**Exercise description:**
The data below should be printed in full, exactly, and without any of its images.
####
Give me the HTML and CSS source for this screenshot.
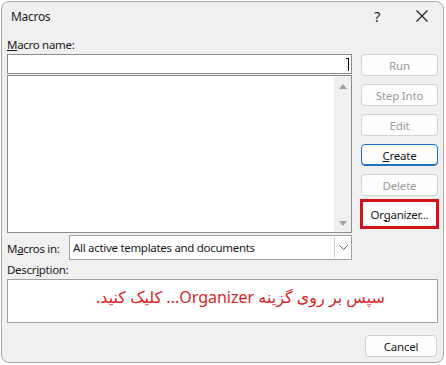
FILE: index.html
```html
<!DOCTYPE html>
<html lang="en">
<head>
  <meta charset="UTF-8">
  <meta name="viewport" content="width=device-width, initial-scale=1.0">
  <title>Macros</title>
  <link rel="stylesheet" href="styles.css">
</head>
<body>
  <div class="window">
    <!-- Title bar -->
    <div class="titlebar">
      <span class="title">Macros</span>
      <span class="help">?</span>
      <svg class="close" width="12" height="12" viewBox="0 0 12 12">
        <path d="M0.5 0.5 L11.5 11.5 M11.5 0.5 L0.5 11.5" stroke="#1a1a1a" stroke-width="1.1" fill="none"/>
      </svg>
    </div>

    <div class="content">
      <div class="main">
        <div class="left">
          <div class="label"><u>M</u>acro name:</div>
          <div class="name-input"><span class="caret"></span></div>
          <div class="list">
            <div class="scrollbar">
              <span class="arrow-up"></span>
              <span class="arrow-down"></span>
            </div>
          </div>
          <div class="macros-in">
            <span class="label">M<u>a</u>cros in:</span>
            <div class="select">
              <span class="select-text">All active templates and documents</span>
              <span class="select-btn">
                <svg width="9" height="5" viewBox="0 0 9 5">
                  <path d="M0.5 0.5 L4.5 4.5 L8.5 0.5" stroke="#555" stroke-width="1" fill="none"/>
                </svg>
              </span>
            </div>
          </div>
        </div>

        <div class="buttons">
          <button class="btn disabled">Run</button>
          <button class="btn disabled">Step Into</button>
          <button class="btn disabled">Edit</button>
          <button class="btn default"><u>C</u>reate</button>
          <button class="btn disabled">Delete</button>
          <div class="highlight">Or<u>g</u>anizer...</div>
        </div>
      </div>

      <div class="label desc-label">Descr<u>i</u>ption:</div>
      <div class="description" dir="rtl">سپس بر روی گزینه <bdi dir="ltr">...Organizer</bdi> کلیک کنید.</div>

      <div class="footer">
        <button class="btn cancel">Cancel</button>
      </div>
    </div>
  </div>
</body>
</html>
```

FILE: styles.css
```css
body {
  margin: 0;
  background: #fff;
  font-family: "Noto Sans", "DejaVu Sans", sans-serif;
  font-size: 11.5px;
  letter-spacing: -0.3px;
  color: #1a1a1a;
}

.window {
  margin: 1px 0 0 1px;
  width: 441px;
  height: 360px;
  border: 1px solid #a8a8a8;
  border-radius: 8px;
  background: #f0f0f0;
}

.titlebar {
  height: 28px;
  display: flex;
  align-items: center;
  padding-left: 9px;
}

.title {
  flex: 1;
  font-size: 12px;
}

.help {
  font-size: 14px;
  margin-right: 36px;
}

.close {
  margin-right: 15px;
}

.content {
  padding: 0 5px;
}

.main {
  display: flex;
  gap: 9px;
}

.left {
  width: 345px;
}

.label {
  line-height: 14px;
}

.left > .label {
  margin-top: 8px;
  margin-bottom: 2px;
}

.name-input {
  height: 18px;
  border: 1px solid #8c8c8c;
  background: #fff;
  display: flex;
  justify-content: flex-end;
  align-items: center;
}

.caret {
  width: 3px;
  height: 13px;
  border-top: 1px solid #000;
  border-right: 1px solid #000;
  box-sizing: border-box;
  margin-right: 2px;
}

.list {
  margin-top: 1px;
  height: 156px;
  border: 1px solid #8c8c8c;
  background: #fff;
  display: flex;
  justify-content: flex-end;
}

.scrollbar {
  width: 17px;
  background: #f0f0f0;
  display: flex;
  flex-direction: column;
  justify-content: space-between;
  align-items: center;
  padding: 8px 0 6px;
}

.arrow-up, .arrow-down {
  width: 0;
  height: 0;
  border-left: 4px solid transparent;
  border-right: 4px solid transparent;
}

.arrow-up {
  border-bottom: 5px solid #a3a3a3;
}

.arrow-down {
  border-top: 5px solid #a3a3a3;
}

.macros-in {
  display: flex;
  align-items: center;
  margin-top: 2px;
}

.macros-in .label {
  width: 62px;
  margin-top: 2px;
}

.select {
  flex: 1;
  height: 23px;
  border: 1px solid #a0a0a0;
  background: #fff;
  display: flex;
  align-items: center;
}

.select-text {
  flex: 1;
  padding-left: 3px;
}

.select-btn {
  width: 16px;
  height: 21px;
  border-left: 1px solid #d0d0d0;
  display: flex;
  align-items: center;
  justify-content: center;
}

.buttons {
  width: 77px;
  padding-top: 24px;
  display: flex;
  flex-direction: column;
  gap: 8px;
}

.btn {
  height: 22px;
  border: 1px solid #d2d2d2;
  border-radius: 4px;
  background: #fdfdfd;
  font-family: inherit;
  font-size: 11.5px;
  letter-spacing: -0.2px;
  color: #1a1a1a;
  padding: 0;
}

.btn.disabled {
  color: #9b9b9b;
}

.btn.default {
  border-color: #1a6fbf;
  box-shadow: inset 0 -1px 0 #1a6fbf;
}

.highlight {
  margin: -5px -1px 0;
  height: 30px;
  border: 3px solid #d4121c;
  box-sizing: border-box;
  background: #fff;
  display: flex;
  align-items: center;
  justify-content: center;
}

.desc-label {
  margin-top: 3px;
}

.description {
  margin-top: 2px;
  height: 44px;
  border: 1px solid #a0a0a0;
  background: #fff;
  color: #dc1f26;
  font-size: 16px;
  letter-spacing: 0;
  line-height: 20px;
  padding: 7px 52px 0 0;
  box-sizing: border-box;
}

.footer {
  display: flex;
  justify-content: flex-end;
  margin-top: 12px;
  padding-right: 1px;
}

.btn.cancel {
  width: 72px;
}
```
####
**Finished exercise:**
Give me the HTML and CSS source for this screenshot.
FILE: index.html
```html
<!DOCTYPE html>
<html lang="en">
<head>
  <meta charset="UTF-8">
  <meta name="viewport" content="width=device-width, initial-scale=1.0">
  <title>Macros</title>
  <link rel="stylesheet" href="styles.css">
</head>
<body>
  <div class="window">
    <!-- Title bar -->
    <div class="titlebar">
      <span class="title">Macros</span>
      <span class="help">?</span>
      <svg class="close" width="12" height="12" viewBox="0 0 12 12">
        <path d="M0.5 0.5 L11.5 11.5 M11.5 0.5 L0.5 11.5" stroke="#1a1a1a" stroke-width="1.1" fill="none"/>
      </svg>
    </div>

    <div class="content">
      <div class="main">
        <div class="left">
          <div class="label"><u>M</u>acro name:</div>
          <div class="name-input"><span class="caret"></span></div>
          <div class="list">
            <div class="scrollbar">
              <span class="arrow-up"></span>
              <span class="arrow-down"></span>
            </div>
          </div>
          <div class="macros-in">
            <span class="label">M<u>a</u>cros in:</span>
            <div class="select">
              <span class="select-text">All active templates and documents</span>
              <span class="select-btn">
                <svg width="9" height="5" viewBox="0 0 9 5">
                  <path d="M0.5 0.5 L4.5 4.5 L8.5 0.5" stroke="#555" stroke-width="1" fill="none"/>
                </svg>
              </span>
            </div>
          </div>
        </div>

        <div class="buttons">
          <button class="btn disabled">Run</button>
          <button class="btn disabled">Step Into</button>
          <button class="btn disabled">Edit</button>
          <button class="btn default"><u>C</u>reate</button>
          <button class="btn disabled">Delete</button>
          <div class="highlight">Or<u>g</u>anizer...</div>
        </div>
      </div>

      <div class="label desc-label">Descr<u>i</u>ption:</div>
      <div class="description" dir="rtl">سپس بر روی گزینه <bdi dir="ltr">...Organizer</bdi> کلیک کنید.</div>

      <div class="footer">
        <button class="btn cancel">Cancel</button>
      </div>
    </div>
  </div>
</body>
</html>
```

FILE: styles.css
```css
body {
  margin: 0;
  background: #fff;
  font-family: "Noto Sans", "DejaVu Sans", sans-serif;
  font-size: 11.5px;
  letter-spacing: -0.3px;
  color: #1a1a1a;
}

.window {
  margin: 1px 0 0 1px;
  width: 441px;
  height: 360px;
  border: 1px solid #a8a8a8;
  border-radius: 8px;
  background: #f0f0f0;
}

.titlebar {
  height: 28px;
  display: flex;
  align-items: center;
  padding-left: 9px;
}

.title {
  flex: 1;
  font-size: 12px;
}

.help {
  font-size: 14px;
  margin-right: 36px;
}

.close {
  margin-right: 15px;
}

.content {
  padding: 0 5px;
}

.main {
  display: flex;
  gap: 9px;
}

.left {
  width: 345px;
}

.label {
  line-height: 14px;
}

.left > .label {
  margin-top: 8px;
  margin-bottom: 2px;
}

.name-input {
  height: 18px;
  border: 1px solid #8c8c8c;
  background: #fff;
  display: flex;
  justify-content: flex-end;
  align-items: center;
}

.caret {
  width: 3px;
  height: 13px;
  border-top: 1px solid #000;
  border-right: 1px solid #000;
  box-sizing: border-box;
  margin-right: 2px;
}

.list {
  margin-top: 1px;
  height: 156px;
  border: 1px solid #8c8c8c;
  background: #fff;
  display: flex;
  justify-content: flex-end;
}

.scrollbar {
  width: 17px;
  background: #f0f0f0;
  display: flex;
  flex-direction: column;
  justify-content: space-between;
  align-items: center;
  padding: 8px 0 6px;
}

.arrow-up, .arrow-down {
  width: 0;
  height: 0;
  border-left: 4px solid transparent;
  border-right: 4px solid transparent;
}

.arrow-up {
  border-bottom: 5px solid #a3a3a3;
}

.arrow-down {
  border-top: 5px solid #a3a3a3;
}

.macros-in {
  display: flex;
  align-items: center;
  margin-top: 2px;
}

.macros-in .label {
  width: 62px;
  margin-top: 2px;
}

.select {
  flex: 1;
  height: 23px;
  border: 1px solid #a0a0a0;
  background: #fff;
  display: flex;
  align-items: center;
}

.select-text {
  flex: 1;
  padding-left: 3px;
}

.select-btn {
  width: 16px;
  height: 21px;
  border-left: 1px solid #d0d0d0;
  display: flex;
  align-items: center;
  justify-content: center;
}

.buttons {
  width: 77px;
  padding-top: 24px;
  display: flex;
  flex-direction: column;
  gap: 8px;
}

.btn {
  height: 22px;
  border: 1px solid #d2d2d2;
  border-radius: 4px;
  background: #fdfdfd;
  font-family: inherit;
  font-size: 11.5px;
  letter-spacing: -0.2px;
  color: #1a1a1a;
  padding: 0;
}

.btn.disabled {
  color: #9b9b9b;
}

.btn.default {
  border-color: #1a6fbf;
  box-shadow: inset 0 -1px 0 #1a6fbf;
}

.highlight {
  margin: -5px -1px 0;
  height: 30px;
  border: 3px solid #d4121c;
  box-sizing: border-box;
  background: #fff;
  display: flex;
  align-items: center;
  justify-content: center;
}

.desc-label {
  margin-top: 3px;
}

.description {
  margin-top: 2px;
  height: 44px;
  border: 1px solid #a0a0a0;
  background: #fff;
  color: #dc1f26;
  font-size: 16px;
  letter-spacing: 0;
  line-height: 20px;
  padding: 7px 52px 0 0;
  box-sizing: border-box;
}

.footer {
  display: flex;
  justify-content: flex-end;
  margin-top: 12px;
  padding-right: 1px;
}

.btn.cancel {
  width: 72px;
}
```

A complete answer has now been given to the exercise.